_What you will do_
Extract the lines that hold the string "styles".

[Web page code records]
>>>>>

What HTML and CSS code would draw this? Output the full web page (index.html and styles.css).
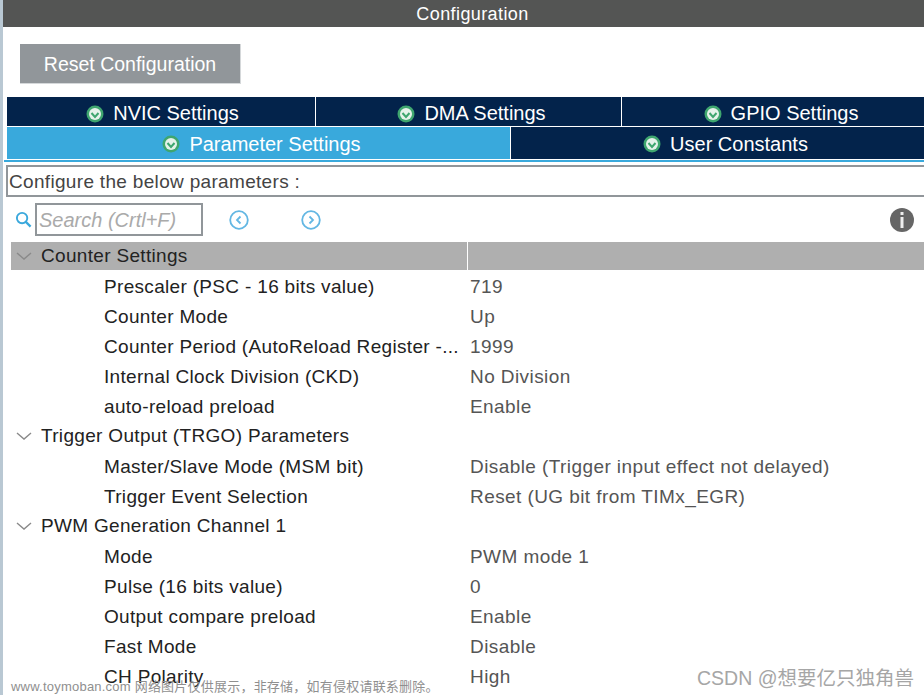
FILE: index.html
```html
<!DOCTYPE html>
<html lang="zh-CN">
<head>
  <meta charset="UTF-8">
  <title>Configuration</title>
  <link rel="stylesheet" href="styles.css">
</head>
<body>
<div class="page">
  <div class="title-bar">Configuration</div>

  <div class="reset-area">
    <button class="reset-button">Reset Configuration</button>
  </div>

  <!-- tabs -->
  <div class="tabs tabs-top">
    <div class="tab tab-nvic"><svg class="ok-icon" viewBox="0 0 18 18"><circle cx="9" cy="9" r="8.5" fill="#3fa66f"/><circle cx="9" cy="9" r="6" fill="#e6f2ea"/><path d="M5.5 8l3.5 4 3.5-4" fill="none" stroke="#3fa66f" stroke-width="2"/></svg>NVIC Settings</div>
    <div class="tab tab-dma"><svg class="ok-icon" viewBox="0 0 18 18"><circle cx="9" cy="9" r="8.5" fill="#3fa66f"/><circle cx="9" cy="9" r="6" fill="#e6f2ea"/><path d="M5.5 8l3.5 4 3.5-4" fill="none" stroke="#3fa66f" stroke-width="2"/></svg>DMA Settings</div>
    <div class="tab tab-gpio"><svg class="ok-icon" viewBox="0 0 18 18"><circle cx="9" cy="9" r="8.5" fill="#3fa66f"/><circle cx="9" cy="9" r="6" fill="#e6f2ea"/><path d="M5.5 8l3.5 4 3.5-4" fill="none" stroke="#3fa66f" stroke-width="2"/></svg>GPIO Settings</div>
  </div>
  <div class="tabs tabs-bottom">
    <div class="tab active"><svg class="ok-icon" viewBox="0 0 18 18"><circle cx="9" cy="9" r="8.5" fill="#3fa66f"/><circle cx="9" cy="9" r="6" fill="#e6f2ea"/><path d="M5.5 8l3.5 4 3.5-4" fill="none" stroke="#3fa66f" stroke-width="2"/></svg>Parameter Settings</div>
    <div class="tab tab-user"><svg class="ok-icon" viewBox="0 0 18 18"><circle cx="9" cy="9" r="8.5" fill="#3fa66f"/><circle cx="9" cy="9" r="6" fill="#e6f2ea"/><path d="M5.5 8l3.5 4 3.5-4" fill="none" stroke="#3fa66f" stroke-width="2"/></svg>User Constants</div>
  </div>
  <div class="tab-line"></div>

  <div class="describe">Configure the below parameters :</div>

  <!-- search -->
  <div class="search-row">
    <svg class="search-icon" viewBox="0 0 18 18"><circle cx="7.5" cy="7.5" r="5.5" fill="none" stroke="#3aa8dc" stroke-width="2"/><path d="M11.5 11.5l5 5" stroke="#3aa8dc" stroke-width="2.4"/></svg>
    <div class="search-box">Search (Crtl+F)</div>
    <svg class="nav-icon" viewBox="0 0 20 20"><circle cx="10" cy="10" r="8.8" fill="none" stroke="#63b7e3" stroke-width="1.8"/><path d="M11.5 6.5L8 10l3.5 3.5" fill="none" stroke="#63b7e3" stroke-width="1.8"/></svg>
    <svg class="nav-icon" viewBox="0 0 20 20"><circle cx="10" cy="10" r="8.8" fill="none" stroke="#63b7e3" stroke-width="1.8"/><path d="M8.5 6.5L12 10l-3.5 3.5" fill="none" stroke="#63b7e3" stroke-width="1.8"/></svg>
    <svg class="info-icon" viewBox="0 0 24 24"><circle cx="12" cy="12" r="12" fill="#666"/><rect x="10.5" y="4" width="3" height="3" fill="#eee"/><rect x="10.5" y="9" width="3" height="11" fill="#eee"/></svg>
  </div>

  <!-- parameter tree -->
  <div class="tree">
    <div class="row section first"><span class="name"><svg class="chevron" viewBox="0 0 16 9"><path d="M1 1l7 6 7-6" fill="none" stroke="#8a8a8a" stroke-width="1.4"/></svg>Counter Settings</span><span class="value"></span></div>
    <div class="row"><span class="name">Prescaler (PSC - 16 bits value)</span><span class="value">719</span></div>
    <div class="row"><span class="name">Counter Mode</span><span class="value">Up</span></div>
    <div class="row"><span class="name">Counter Period (AutoReload Register -...</span><span class="value">1999</span></div>
    <div class="row"><span class="name">Internal Clock Division (CKD)</span><span class="value">No Division</span></div>
    <div class="row"><span class="name">auto-reload preload</span><span class="value">Enable</span></div>
    <div class="row section"><span class="name"><svg class="chevron" viewBox="0 0 16 9"><path d="M1 1l7 6 7-6" fill="none" stroke="#8a8a8a" stroke-width="1.4"/></svg>Trigger Output (TRGO) Parameters</span><span class="value"></span></div>
    <div class="row"><span class="name">Master/Slave Mode (MSM bit)</span><span class="value">Disable (Trigger input effect not delayed)</span></div>
    <div class="row"><span class="name">Trigger Event Selection</span><span class="value">Reset (UG bit from TIMx_EGR)</span></div>
    <div class="row section"><span class="name"><svg class="chevron" viewBox="0 0 16 9"><path d="M1 1l7 6 7-6" fill="none" stroke="#8a8a8a" stroke-width="1.4"/></svg>PWM Generation Channel 1</span><span class="value"></span></div>
    <div class="row"><span class="name">Mode</span><span class="value">PWM mode 1</span></div>
    <div class="row"><span class="name">Pulse (16 bits value)</span><span class="value">0</span></div>
    <div class="row"><span class="name">Output compare preload</span><span class="value">Enable</span></div>
    <div class="row"><span class="name">Fast Mode</span><span class="value">Disable</span></div>
    <div class="row"><span class="name">CH Polarity</span><span class="value">High</span></div>
  </div>
</div>

<div class="mark-left">www.toymoban.com 网络图片仅供展示，非存储，如有侵权请联系删除。</div>
<div class="mark-right">CSDN @想要亿只独角兽</div>
</body>
</html>
```

FILE: styles.css
```css
html, body {
  height: 100%;
}
body {
  margin: 0;
  background-color: #fff;
  font-family: "Liberation Sans", "Noto Sans CJK SC", sans-serif;
  font-size: 19px;
  color: #222;
  overflow: hidden;
  position: relative;
}
.page {
  border-left: 3px solid #b9c8d3;
  height: 695px;
  box-sizing: border-box;
  overflow: hidden;
}
.title-bar {
  height: 27px;
  line-height: 28px;
  padding-left: 18px;
  background-color: #545554;
  color: #fff;
  font-size: 18px;
  text-align: center;
  letter-spacing: 0.4px;
}
.reset-area {
  padding: 17px 0 13px 17px;
}
.reset-button {
  display: block;
  width: 221px;
  height: 40px;
  padding: 2px 0 0;
  background-color: #91969a;
  border: none;
  border-right: 1px solid #d5d8da;
  border-bottom: 1px solid #d5d8da;
  color: #fff;
  font-family: inherit;
  font-size: 19.5px;
}

/* tabs */
.tabs {
  display: grid;
  margin-left: 4px;
  column-gap: 1px;
  background-color: #fff;
}
.tabs-top {
  grid-template-columns: 308px 305px 1fr;
  height: 29px;
  margin-bottom: 1px;
}
.tabs-bottom {
  grid-template-columns: 503px 1fr;
  height: 32px;
}
.tab {
  display: flex;
  align-items: center;
  justify-content: center;
  box-sizing: border-box;
  background-color: #03234b;
  color: #fff;
  font-size: 20px;
}
.tabs-top .tab {
  padding-top: 4px;
}
.tabs-bottom .tab {
  padding-top: 2px;
}
.tab.active {
  background-color: #39a9dc;
  padding-left: 6px;
}
.tab-nvic {
  padding-left: 3px;
}
.tab-dma {
  padding-left: 6px;
}
.tab-gpio,
.tab-user {
  padding-left: 16px;
}
.ok-icon {
  width: 18px;
  height: 18px;
  margin-right: 9px;
}
.tab-line {
  height: 2px;
  margin: 1px 0 3px 1px;
  background-color: #39a9dc;
}
.describe {
  height: 28px;
  line-height: 30px;
  margin-left: 3px;
  padding-left: 1px;
  border: 2px solid #91969a;
  border-right: none;
  color: #444;
  letter-spacing: 0.32px;
  white-space: nowrap;
}

.search-row {
  display: flex;
  align-items: center;
  height: 33px;
  margin-top: 6px;
  padding: 0 10px 0 12px;
}
.search-icon {
  width: 17px;
  height: 17px;
  margin-right: 3px;
}
.search-box {
  width: 162px;
  height: 29px;
  line-height: 30px;
  padding-left: 2px;
  border: 2px solid #91969a;
  color: #aaa;
  font-size: 20px;
  font-style: italic;
  white-space: nowrap;
}
.nav-icon {
  width: 20px;
  height: 20px;
  margin-left: 26px;
}
.nav-icon + .nav-icon {
  margin-left: 52px;
}
.info-icon {
  width: 24px;
  height: 24px;
  margin-left: auto;
}

/* parameter tree */
.tree {
  margin-top: 6px;
  margin-left: 8px;
}
.row {
  display: grid;
  grid-template-columns: 456px 1fr;
  height: 30px;
  line-height: 32px;
  letter-spacing: 0.32px;
  white-space: nowrap;
}
.row .name {
  padding-left: 93px;
  overflow: hidden;
}
.row .value {
  padding-left: 3px;
  color: #555;
  letter-spacing: 0.42px;
}
.row.section .name {
  display: flex;
  align-items: center;
  padding-left: 5px;
}
.chevron {
  width: 16px;
  height: 9px;
  margin-right: 9px;
}
.row.first {
  height: 28px;
  line-height: 30px;
  margin-bottom: 1px;
  column-gap: 1px;
}
.row.first .name,
.row.first .value {
  background-color: #afafaf;
}

/* watermarks lying over the picture */
.mark-left {
  position: absolute;
  left: 11px;
  top: 676px;
  font-size: 13px;
  letter-spacing: 0.22px;
  color: #8f8f8f;
  white-space: nowrap;
}
.mark-right {
  position: absolute;
  left: 697px;
  top: 662px;
  font-size: 19.5px;
  color: #a6a6a6;
  white-space: nowrap;
}
```
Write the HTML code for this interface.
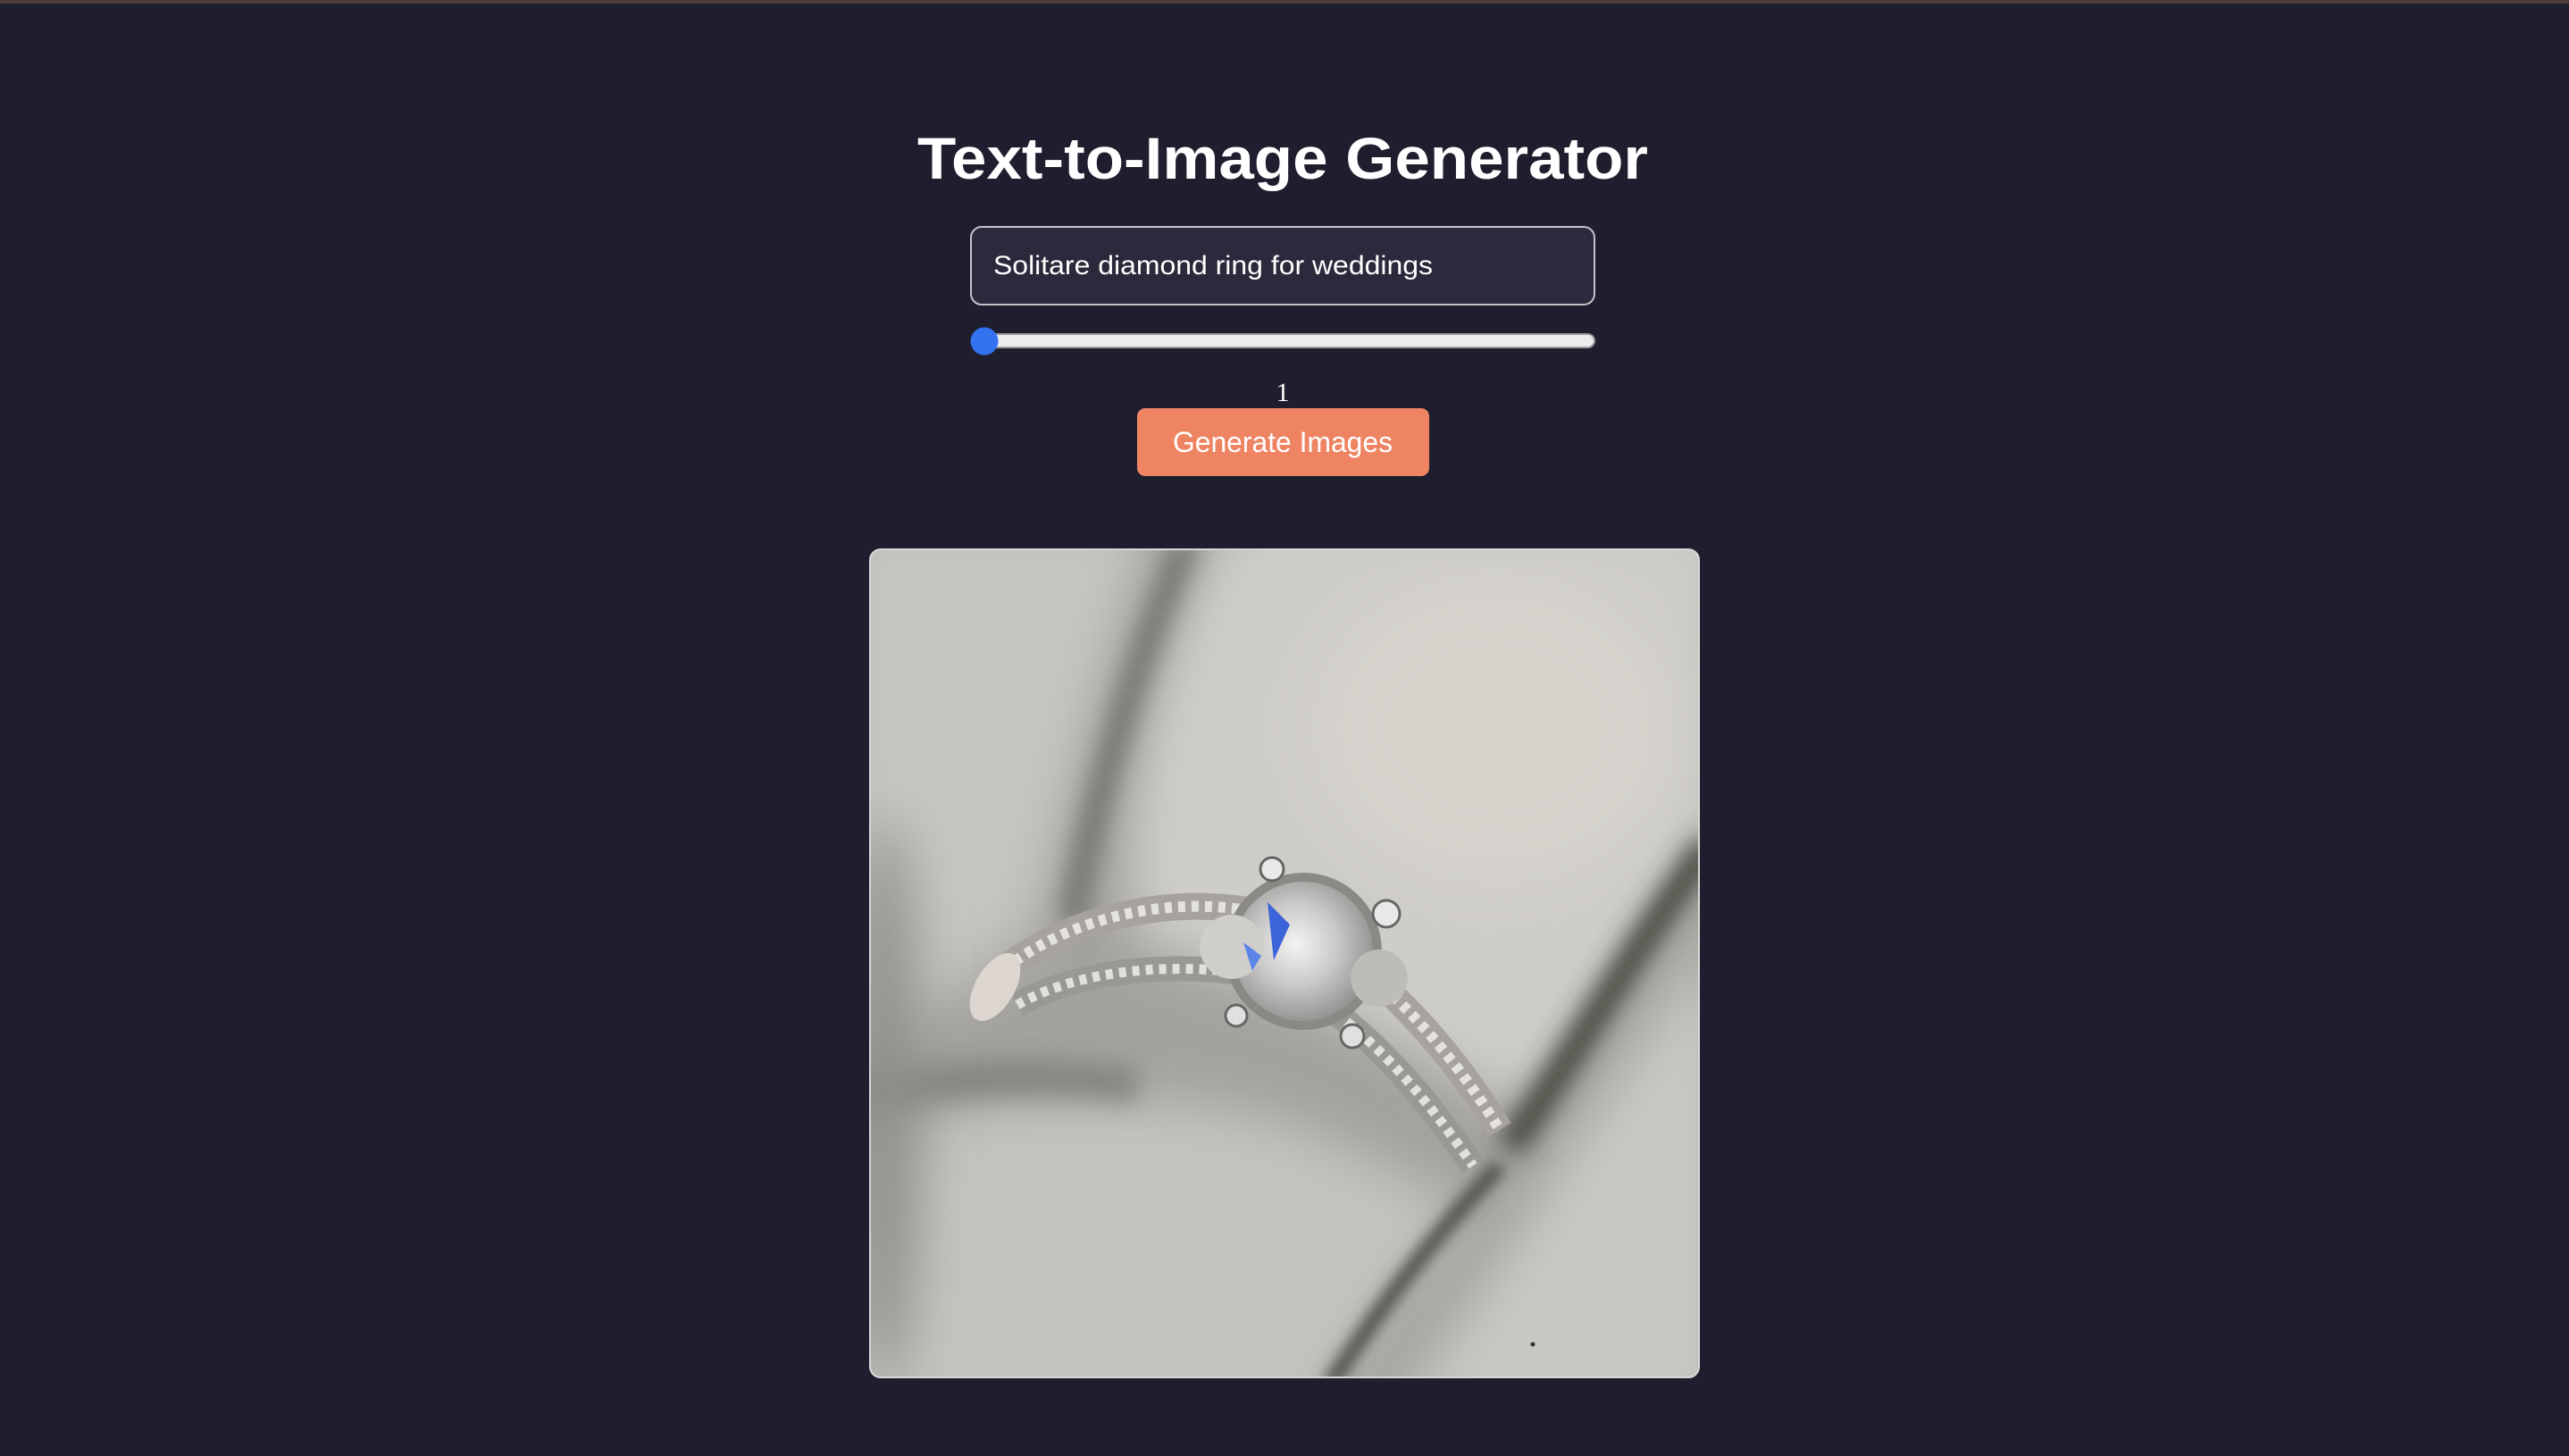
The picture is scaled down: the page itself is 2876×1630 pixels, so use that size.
<!DOCTYPE html>
<html><head><meta charset="utf-8"><style>
html,body{margin:0;padding:0;width:2876px;height:1630px;overflow:hidden;background:#1e1e2f;}
.bar{position:absolute;left:0;top:0;width:2876px;height:4px;background:#4c3a3c;}
svg{position:absolute;left:0;top:0;}
</style></head><body>
<div class="bar"></div>
<svg width="2876" height="1630" viewBox="0 0 2876 1630" xmlns="http://www.w3.org/2000/svg">
<defs>
<filter id="b8" filterUnits="userSpaceOnUse" x="-300" y="-300" width="1600" height="1600"><feGaussianBlur stdDeviation="8"/></filter>
<filter id="b14" filterUnits="userSpaceOnUse" x="-300" y="-300" width="1600" height="1600"><feGaussianBlur stdDeviation="14"/></filter>
<filter id="b30" filterUnits="userSpaceOnUse" x="-300" y="-300" width="1600" height="1600"><feGaussianBlur stdDeviation="30"/></filter>
<clipPath id="ic"><rect x="974" y="615" width="928" height="927" rx="12"/></clipPath>
<radialGradient id="dia" cx="0.45" cy="0.45" r="0.6"><stop offset="0" stop-color="#f4f4f2"/><stop offset="0.5" stop-color="#c9c8c6"/><stop offset="1" stop-color="#8d8c8a"/></radialGradient>
</defs>
<text x="1436" y="200" text-anchor="middle" textLength="818" lengthAdjust="spacingAndGlyphs" font-family="Liberation Sans, sans-serif" font-weight="bold" font-size="66" fill="#ffffff">Text-to-Image Generator</text>
<rect x="1087" y="254" width="698" height="87" rx="12" fill="#2a2a3c" stroke="#c4c4c8" stroke-width="2"/>
<text x="1112" y="307" textLength="492" lengthAdjust="spacingAndGlyphs" font-family="Liberation Sans, sans-serif" font-size="30" fill="#ffffff">Solitare diamond ring for weddings</text>
<rect x="1088" y="374" width="697" height="15" rx="7.5" fill="#ececec" stroke="#9a9a9a" stroke-width="2"/>
<circle cx="1102" cy="382" r="15.5" fill="#3473f0"/>
<text x="1436" y="449" text-anchor="middle" font-family="Liberation Serif, serif" font-size="30" fill="#ffffff">1</text>
<rect x="1273" y="457" width="327" height="76" rx="9" fill="#ee8462"/>
<text x="1436" y="506" text-anchor="middle" textLength="246" lengthAdjust="spacingAndGlyphs" font-family="Liberation Sans, sans-serif" font-size="32" fill="#ffffff">Generate Images</text>
<g clip-path="url(#ic)">
<g transform="translate(974,615)">
<rect width="928" height="927" fill="#a3a29c"/>
<path d="M-40,-40 L320,-40 C270,120 220,280 190,420 C120,480 40,540 -40,580 Z" fill="#c6c5bf" filter="url(#b30)"/>
<path d="M400,-40 L960,-40 L960,300 C850,460 780,580 720,630 C620,560 500,500 300,440 C270,300 320,120 400,-40 Z" fill="#cfcdc7" filter="url(#b30)"/>
<ellipse cx="700" cy="200" rx="200" ry="170" fill="#d6d3cd" filter="url(#b30)"/>
<path d="M-40,660 C120,610 300,600 460,640 C560,680 640,720 670,740 C600,820 540,900 500,980 L-40,980 Z" fill="#c4c3bd" filter="url(#b30)"/>
<path d="M740,740 C800,640 880,520 960,420 L960,980 L580,980 C630,900 690,820 740,740 Z" fill="#c9c8c2" filter="url(#b30)"/>
<path d="M355,-10 C300,120 255,260 225,420" stroke="#6e6d68" stroke-width="26" fill="none" filter="url(#b14)"/>
<path d="M940,330 C840,470 780,580 715,670" stroke="#3c3c39" stroke-width="30" fill="none" filter="url(#b14)"/>
<path d="M-20,610 C100,590 200,585 300,600" stroke="#85847f" stroke-width="40" fill="none" filter="url(#b14)"/>
<path d="M705,690 C630,770 570,850 515,935" stroke="#4f4e4a" stroke-width="18" fill="none" filter="url(#b8)"/>
<ellipse cx="15" cy="620" rx="40" ry="320" fill="#8f8e89" filter="url(#b30)"/>
<path d="M150,470 C240,400 380,380 480,420 C570,470 650,560 705,650" stroke="#a6a39e" stroke-width="30" fill="none"/>
<path d="M150,470 C240,400 380,380 480,420 C570,470 650,560 705,650" stroke="#e4e2de" stroke-width="12" fill="none" stroke-dasharray="8 7"/>
<path d="M165,510 C250,460 400,460 480,490 C560,540 620,610 675,690" stroke="#9a9893" stroke-width="28" fill="none"/>
<path d="M165,510 C250,460 400,460 480,490 C560,540 620,610 675,690" stroke="#e2e0dc" stroke-width="11" fill="none" stroke-dasharray="8 7"/>
<ellipse cx="140" cy="490" rx="22" ry="42" fill="#ddd6d0" transform="rotate(30 140 490)"/>
<circle cx="485" cy="450" r="88" fill="#8a8986"/>
<circle cx="485" cy="450" r="78" fill="url(#dia)"/>
<circle cx="405" cy="445" r="36" fill="#cfcecb"/>
<circle cx="570" cy="480" r="32" fill="#bdbcb9"/>
<path d="M445,395 L470,420 L452,460 Z" fill="#3a64d8"/>
<path d="M418,440 L438,455 L428,472 Z" fill="#5b86e8"/>
<circle cx="450" cy="358" r="13" fill="#e8e8e6" stroke="#666" stroke-width="3"/>
<circle cx="578" cy="408" r="15" fill="#e8e8e6" stroke="#666" stroke-width="3"/>
<circle cx="540" cy="545" r="13" fill="#e0e0de" stroke="#666" stroke-width="3"/>
<circle cx="410" cy="522" r="12" fill="#e0e0de" stroke="#666" stroke-width="3"/>
<circle cx="742" cy="890" r="2.5" fill="#333"/>
</g>
</g>
<rect x="974" y="615" width="928" height="927" rx="12" fill="none" stroke="#d8d8dc" stroke-width="2"/>
</svg>
</body></html>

<<<<<

_Expected answer_
What HTML and CSS code would draw this? Output the full web page (index.html and styles.css).
  <link rel="stylesheet" href="styles.css">
FILE: styles.css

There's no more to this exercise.